◆ Exercise goal
All the data below goes into the copy word for word, but the pictures don't.

◆ Stored data

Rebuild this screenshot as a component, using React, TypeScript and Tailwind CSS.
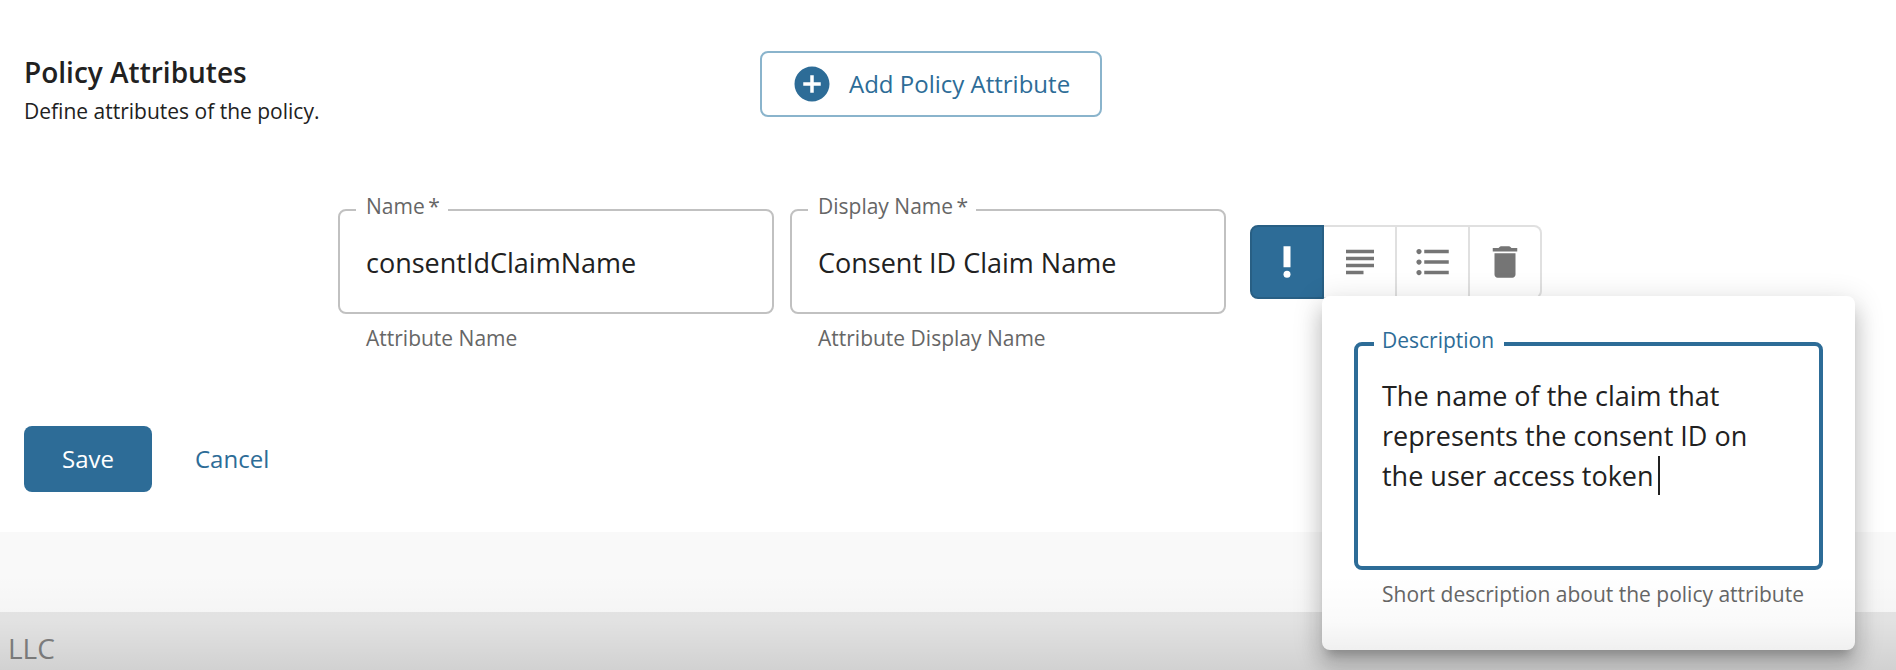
import { useState } from "react";
import type { ReactNode } from "react";
import {
  MdAddCircle,
  MdFormatListBulleted,
  MdPriorityHigh,
  MdSubject,
} from "react-icons/md";

type FieldProps = {
  id: string;
  label: string;
  helper: string;
  initial: string;
};

function TextField({ id, label, helper, initial }: FieldProps) {
  const [value, setValue] = useState(initial);
  return (
    <div className="min-w-0 max-w-[436px] flex-1">
      <fieldset className="min-w-0 rounded-lg border-2 border-[#c1c1c1] px-4">
        <legend className="pr-2 pb-2 pl-2.5 text-[21px] leading-7 text-[#666666]">
          <label htmlFor={id}>{label}&#8201;*</label>
        </legend>
        <input
          id={id}
          value={value}
          onChange={(e) => setValue(e.target.value)}
          aria-describedby={`${id}-help`}
          className="mb-4 block h-[68px] w-full bg-transparent px-2.5 text-[27px] leading-10 text-[#212121] outline-none"
        />
      </fieldset>
      <p id={`${id}-help`} className="mt-2.5 px-7 text-[21px] leading-7 text-[#666666]">
        {helper}
      </p>
    </div>
  );
}

function TrashIcon() {
  return (
    <svg viewBox="0 0 24 24" className="size-[42px]" fill="currentColor" aria-hidden="true">
      <path d="M6 19.2C6 20.2 6.8 21 7.8 21h8.4c1 0 1.8-.8 1.8-1.8V7H6v12.2zM19 4h-3.300l-.9-.8a1 1 0 0 0-.7-.2H9.900a1 1 0 0 0-.7.2l-.9.8H5v2h14V4z" />
    </svg>
  );
}

function ToolButton({ label, children }: { label: string; children: ReactNode }) {
  return (
    <button
      type="button"
      aria-label={label}
      className="flex h-[74px] w-[73px] items-center justify-center border-y-2 border-r-2 border-[#e0e0e0] text-[42px] text-[#757575] nth-[4]:w-[72px] nth-[4]:rounded-r-lg"
    >
      {children}
    </button>
  );
}

function DescriptionPopover() {
  const [text, setText] = useState(
    "The name of the claim that represents the consent ID on the user access token",
  );
  return (
    <div className="absolute top-[71px] left-[72px] z-10 w-[533px] rounded-lg bg-white px-8 pt-[30px] pb-[42px] shadow-[0_10px_10px_-6px_rgba(0,0,0,0.2),0_16px_20px_2px_rgba(0,0,0,0.14),0_6px_28px_4px_rgba(0,0,0,0.12)]">
      <fieldset className="min-w-0 rounded-lg border-4 border-[#2d6c97] px-4">
        <legend className="pr-2.5 pb-2 pl-2 text-[21px] leading-7 text-[#2d6c97]">
          <label htmlFor="description">Description</label>
        </legend>
        <div className="relative pt-3.5 pb-3">
          <textarea
            id="description"
            value={text}
            onChange={(e) => setText(e.target.value)}
            aria-describedby="description-help"
            className="block h-[178px] w-full resize-none bg-transparent px-2 text-[27px] leading-[40px] text-[#212121] caret-transparent outline-none"
          />
          <span aria-hidden="true" className="absolute top-[94px] left-[284px] h-[39px] w-0.5 bg-[#212121]" />
        </div>
      </fieldset>
      <p id="description-help" className="mt-2.5 pl-7 text-[21px] leading-7 whitespace-nowrap text-[#666666]">
        Short description about the policy attribute
      </p>
    </div>
  );
}

export default function App() {
  return (
    <div className="relative flex min-h-screen flex-col overflow-hidden bg-[#f9f9f9] font-['Open_Sans','Noto_Sans',sans-serif] text-[#212121]">
      <main className="bg-white px-6 pt-[51px] pb-10">
        <section className="flex items-start">
          <div className="w-[736px]">
            <h2 className="text-[28px] leading-[42px] font-semibold">Policy Attributes</h2>
            <p className="mt-1 text-[21px] leading-7">Define attributes of the policy.</p>
          </div>
          <button
            type="button"
            className="flex h-[66px] items-center gap-4 rounded-lg border-2 border-[#8ab4cc] pr-[30px] pl-[29px] text-[24px] font-medium text-[#2d6c97]"
          >
            <MdAddCircle className="size-[42px]" />
            Add Policy Attribute
          </button>
        </section>

        <section className="mt-[67px] flex items-start gap-4 pl-[314px]">
          <TextField id="name" label="Name" helper="Attribute Name" initial="consentIdClaimName" />
          <TextField
            id="display-name"
            label="Display Name"
            helper="Attribute Display Name"
            initial="Consent ID Claim Name"
          />
          <div className="relative mt-[33px] ml-2 flex">
            <button
              type="button"
              aria-label="Description"
              aria-expanded="true"
              className="flex size-[74px] items-center justify-center rounded-l-lg border-2 border-[#285f84] bg-[#2d6c97] text-[42px] text-white"
            >
              <MdPriorityHigh />
            </button>
            <ToolButton label="Text">
              <MdSubject />
            </ToolButton>
            <ToolButton label="List">
              <MdFormatListBulleted />
            </ToolButton>
            <ToolButton label="Delete">
              <TrashIcon />
            </ToolButton>
            <DescriptionPopover />
          </div>
        </section>

        <div className="mt-[74px] flex gap-[13px]">
          <button
            type="button"
            className="h-[66px] w-32 rounded-lg bg-[#2d6c97] text-[24px] font-medium text-white"
          >
            Save
          </button>
          <button type="button" className="h-[66px] px-[30px] text-[24px] font-medium text-[#2d6c97]">
            Cancel
          </button>
        </div>
      </main>
      <footer className="mt-20 flex-1 bg-[#e6e6e6] px-2 pt-4 text-[28px] leading-10 text-[#828282]">LLC</footer>
      <div
        aria-hidden="true"
        className="pointer-events-none absolute inset-x-0 bottom-0 z-20 h-24 bg-linear-to-b from-black/0 via-black/2 to-black/9"
      />
    </div>
  );
}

◆ Reply to the exercise
Rebuild this screenshot as a component, using React, TypeScript and Tailwind CSS.
import { useState } from "react";
import type { ReactNode } from "react";
import {
  MdAddCircle,
  MdFormatListBulleted,
  MdPriorityHigh,
  MdSubject,
} from "react-icons/md";

type FieldProps = {
  id: string;
  label: string;
  helper: string;
  initial: string;
};

function TextField({ id, label, helper, initial }: FieldProps) {
  const [value, setValue] = useState(initial);
  return (
    <div className="min-w-0 max-w-[436px] flex-1">
      <fieldset className="min-w-0 rounded-lg border-2 border-[#c1c1c1] px-4">
        <legend className="pr-2 pb-2 pl-2.5 text-[21px] leading-7 text-[#666666]">
          <label htmlFor={id}>{label}&#8201;*</label>
        </legend>
        <input
          id={id}
          value={value}
          onChange={(e) => setValue(e.target.value)}
          aria-describedby={`${id}-help`}
          className="mb-4 block h-[68px] w-full bg-transparent px-2.5 text-[27px] leading-10 text-[#212121] outline-none"
        />
      </fieldset>
      <p id={`${id}-help`} className="mt-2.5 px-7 text-[21px] leading-7 text-[#666666]">
        {helper}
      </p>
    </div>
  );
}

function TrashIcon() {
  return (
    <svg viewBox="0 0 24 24" className="size-[42px]" fill="currentColor" aria-hidden="true">
      <path d="M6 19.2C6 20.2 6.8 21 7.8 21h8.4c1 0 1.8-.8 1.8-1.8V7H6v12.2zM19 4h-3.300l-.9-.8a1 1 0 0 0-.7-.2H9.900a1 1 0 0 0-.7.2l-.9.8H5v2h14V4z" />
    </svg>
  );
}

function ToolButton({ label, children }: { label: string; children: ReactNode }) {
  return (
    <button
      type="button"
      aria-label={label}
      className="flex h-[74px] w-[73px] items-center justify-center border-y-2 border-r-2 border-[#e0e0e0] text-[42px] text-[#757575] nth-[4]:w-[72px] nth-[4]:rounded-r-lg"
    >
      {children}
    </button>
  );
}

function DescriptionPopover() {
  const [text, setText] = useState(
    "The name of the claim that represents the consent ID on the user access token",
  );
  return (
    <div className="absolute top-[71px] left-[72px] z-10 w-[533px] rounded-lg bg-white px-8 pt-[30px] pb-[42px] shadow-[0_10px_10px_-6px_rgba(0,0,0,0.2),0_16px_20px_2px_rgba(0,0,0,0.14),0_6px_28px_4px_rgba(0,0,0,0.12)]">
      <fieldset className="min-w-0 rounded-lg border-4 border-[#2d6c97] px-4">
        <legend className="pr-2.5 pb-2 pl-2 text-[21px] leading-7 text-[#2d6c97]">
          <label htmlFor="description">Description</label>
        </legend>
        <div className="relative pt-3.5 pb-3">
          <textarea
            id="description"
            value={text}
            onChange={(e) => setText(e.target.value)}
            aria-describedby="description-help"
            className="block h-[178px] w-full resize-none bg-transparent px-2 text-[27px] leading-[40px] text-[#212121] caret-transparent outline-none"
          />
          <span aria-hidden="true" className="absolute top-[94px] left-[284px] h-[39px] w-0.5 bg-[#212121]" />
        </div>
      </fieldset>
      <p id="description-help" className="mt-2.5 pl-7 text-[21px] leading-7 whitespace-nowrap text-[#666666]">
        Short description about the policy attribute
      </p>
    </div>
  );
}

export default function App() {
  return (
    <div className="relative flex min-h-screen flex-col overflow-hidden bg-[#f9f9f9] font-['Open_Sans','Noto_Sans',sans-serif] text-[#212121]">
      <main className="bg-white px-6 pt-[51px] pb-10">
        <section className="flex items-start">
          <div className="w-[736px]">
            <h2 className="text-[28px] leading-[42px] font-semibold">Policy Attributes</h2>
            <p className="mt-1 text-[21px] leading-7">Define attributes of the policy.</p>
          </div>
          <button
            type="button"
            className="flex h-[66px] items-center gap-4 rounded-lg border-2 border-[#8ab4cc] pr-[30px] pl-[29px] text-[24px] font-medium text-[#2d6c97]"
          >
            <MdAddCircle className="size-[42px]" />
            Add Policy Attribute
          </button>
        </section>

        <section className="mt-[67px] flex items-start gap-4 pl-[314px]">
          <TextField id="name" label="Name" helper="Attribute Name" initial="consentIdClaimName" />
          <TextField
            id="display-name"
            label="Display Name"
            helper="Attribute Display Name"
            initial="Consent ID Claim Name"
          />
          <div className="relative mt-[33px] ml-2 flex">
            <button
              type="button"
              aria-label="Description"
              aria-expanded="true"
              className="flex size-[74px] items-center justify-center rounded-l-lg border-2 border-[#285f84] bg-[#2d6c97] text-[42px] text-white"
            >
              <MdPriorityHigh />
            </button>
            <ToolButton label="Text">
              <MdSubject />
            </ToolButton>
            <ToolButton label="List">
              <MdFormatListBulleted />
            </ToolButton>
            <ToolButton label="Delete">
              <TrashIcon />
            </ToolButton>
            <DescriptionPopover />
          </div>
        </section>

        <div className="mt-[74px] flex gap-[13px]">
          <button
            type="button"
            className="h-[66px] w-32 rounded-lg bg-[#2d6c97] text-[24px] font-medium text-white"
          >
            Save
          </button>
          <button type="button" className="h-[66px] px-[30px] text-[24px] font-medium text-[#2d6c97]">
            Cancel
          </button>
        </div>
      </main>
      <footer className="mt-20 flex-1 bg-[#e6e6e6] px-2 pt-4 text-[28px] leading-10 text-[#828282]">LLC</footer>
      <div
        aria-hidden="true"
        className="pointer-events-none absolute inset-x-0 bottom-0 z-20 h-24 bg-linear-to-b from-black/0 via-black/2 to-black/9"
      />
    </div>
  );
}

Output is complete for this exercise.